Unlike the Mosaic covenant, the New Covenant of Jesus Christ is intended for all mankind. Jesus sent His apostles into the entire world so they could tell the story of the cross. The gospel call extends to every man and woman today!
Acts 2:28-39 – “Thou hast made known to me the ways of life; thou shalt make me full of joy with thy countenance. Men and brethren, let me freely speak unto you of the patriarch David, that he is both dead & buried, and his sepulchre is with us unto this day. Therefore being a prophet, and knowing that God had sworn with an oath to him, that of the fruit of his loins, according to the flesh, he would raise up Christ to sit on his throne; He seeing this before spake of the resurrection of Christ, that his soul was not left in hell, neither his flesh did see corruption.

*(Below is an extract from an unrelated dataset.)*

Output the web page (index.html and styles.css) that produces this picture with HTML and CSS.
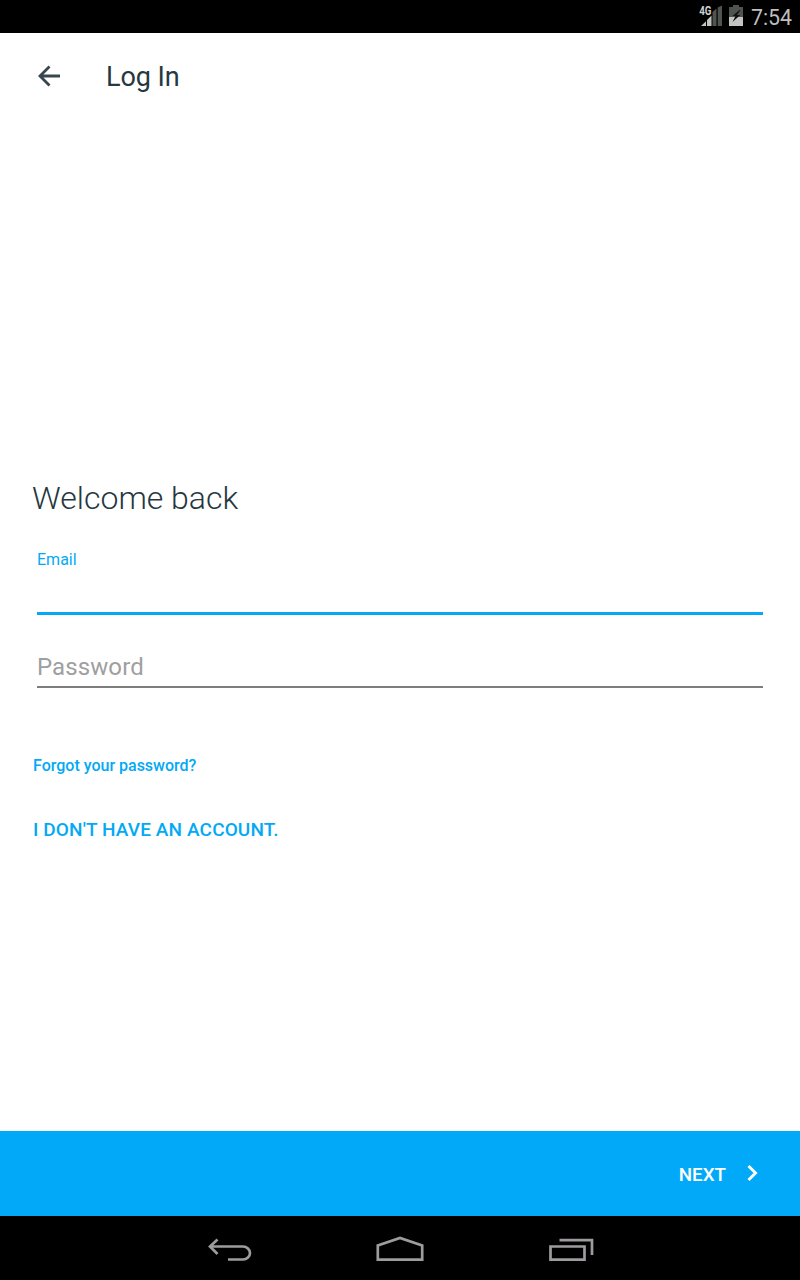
FILE: index.html
```html
<!DOCTYPE html>
<html lang="en">
<head>
<meta charset="utf-8">
<title>Log In</title>
<link rel="stylesheet" href="styles.css">
</head>
<body>
<div class="screen">
  <div class="status">
    <svg class="signal" width="24" height="24" viewBox="698 4 24 24">
      <path fill="#505451" d="M712.500 12l4-3.500V26h-4zM717.700 7.500L722 5.500V26h-4.300z"/>
      <path fill="#c3c5c3" d="M701 26l5-4.700V26zM707 20l4.500-4.500V26H707z"/>
      <text class="network" transform="translate(699.200 15.300) scale(.75 1)" x="0" y="0">4G</text>
    </svg>
    <svg class="battery" width="14" height="22" viewBox="729 5 14 22">
      <path fill="#505451" d="M733 5h6v2h4v10h-14V7h4z"/>
      <path fill="#c3c5c3" d="M729 17h14v9h-14z"/>
      <path fill="#101410" d="M739.500 10l-7 6h3l-3 6 7.800-7h-3.300l3.500-5z"/>
    </svg>
    <span class="clock">7:54</span>
  </div>
  <header class="appbar">
    <svg class="back" width="24" height="24" viewBox="0 0 24 24"><path d="M23 12H3M12.500 2.500L3 12l9.500 9.500"/></svg>
    <h1 class="title">Log In</h1>
  </header>
  <main class="content">
    <h2 class="welcome">Welcome back</h2>
    <div class="email"><label class="email-label">Email</label></div>
    <div class="password"><span class="hint">Password</span></div>
    <a class="forgot">Forgot your password?</a>
    <a class="signup">I DON'T HAVE AN ACCOUNT.</a>
  </main>
  <footer class="next-bar">
    <span class="next">NEXT</span>
    <svg class="chevron" width="14" height="18" viewBox="0 0 14 18"><path d="M2.500 2l7 7-7 7"/></svg>
  </footer>
  <nav class="navbar">
    <svg width="48" height="32" viewBox="206 1234 48 32"><path d="M210 1246.500h33a7 6.500 0 0 1 0 13H228M217.500 1239.500l-7.500 7 7.500 7.500"/></svg>
    <svg width="52" height="32" viewBox="375 1234 52 32"><path d="M377.800 1259.600V1245.500L400 1238l22.200 7.500v14.100z"/></svg>
    <svg width="48" height="32" viewBox="547 1234 48 32"><path d="M550.500 1246.500h34v13.200h-34zM559.500 1240.200h32.500V1255"/></svg>
  </nav>
</div>
</body>
</html>
```
FILE: styles.css
```css
body { margin: 0; font-family: Roboto, sans-serif; }
.screen { width: 800px; height: 1280px; display: flex; flex-direction: column; background: #fff; }
.status { height: 33px; box-sizing: border-box; padding: 4px 8px 0 0; background: #000; display: flex; justify-content: flex-end; align-items: flex-start; }
.signal { margin-right: 7px; }
.battery { margin: 1px 8px 0 0; }
.network { font: 700 13px Roboto, sans-serif; fill: #d0d2d0; }
.clock { font-size: 21.300px; line-height: 28px; color: #bebebe; }
.appbar { height: 86px; display: flex; align-items: center; padding-left: 37px; color: #263740; }
.back { fill: none; stroke: #37474f; stroke-width: 2.800px; }
.title { margin: 2px 0 0 45px; font-size: 27px; line-height: 32px; font-weight: 400; letter-spacing: -0.100px; }
.content { flex: 1; display: flex; flex-direction: column; align-items: flex-start; padding: 359px 37px 0 33px; }
.welcome { margin: 0 0 0 -1px; font-size: 32px; line-height: 40px; font-weight: 300; color: #263740; }
.email { box-sizing: border-box; width: 726px; height: 65px; margin: 32px 0 0 4px; border-bottom: 3px solid #03a9f4; }
.email-label { display: block; font-size: 16px; line-height: 20px; color: #03a9f4; }
.password { box-sizing: border-box; width: 726px; height: 73px; margin-left: 4px; padding-top: 37px; border-bottom: 2px solid #7d7d7d; }
.hint { display: block; font-size: 24px; line-height: 30px; color: #9f9f9f; letter-spacing: 0.100px; }
.forgot, .signup { font-weight: 500; color: #03a9f4; }
.forgot { margin-top: 68px; font-size: 16px; line-height: 20px; }
.signup { margin-top: 42px; font-size: 19px; line-height: 24px; letter-spacing: 0.120px; }
.next-bar { height: 85px; box-sizing: border-box; padding: 1px 40px 0 0; display: flex; align-items: center; justify-content: flex-end; background: #03a9f9; color: #fff; }
.next { margin: 2px 20px 0 0; font-size: 18.800px; line-height: 24px; font-weight: 500; }
.chevron { fill: none; stroke: #fff; stroke-width: 2.900px; margin-bottom: 2px; }
.navbar { height: 64px; box-sizing: border-box; padding: 18px 205px 0 206px; display: flex; justify-content: space-between; background: #000; }
.navbar svg { fill: none; stroke: #9d9b9d; stroke-width: 2.700px; }
```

This Jesus hath God raised up, whereof we all are witnesses. Therefore being by the right hand of God exalted, and having received of the Father the promise of the Holy Ghost, he hath shed forth this, which ye now see and hear. For David is not ascended into the heavens: but he saith himself, The LORD said unto my Lord, Sit thou on my right hand, Until I make thy foes thy footstool. Therefore let all the house of Israel know assuredly, that God hath made that same Jesus, whom ye have crucified, both Lord & Christ. Now when they heard this, they were pricked in their heart, and said unto Peter and to the rest of the apostles, Men and brethren, what shall we do? Then Peter said unto them, Repent, and be baptized every one of you in the name of Jesus Christ for the remission of sins, and ye shall receive the gift of the Holy Ghost. For the promise is unto you, and to your children, and to all that are afar off, even as many as the Lord our God shall call.”
God wants to make a deal with you. Covenants are God’s way of dealing with man! IF you will repent and be baptized in His name, He will fill you with His Spirit.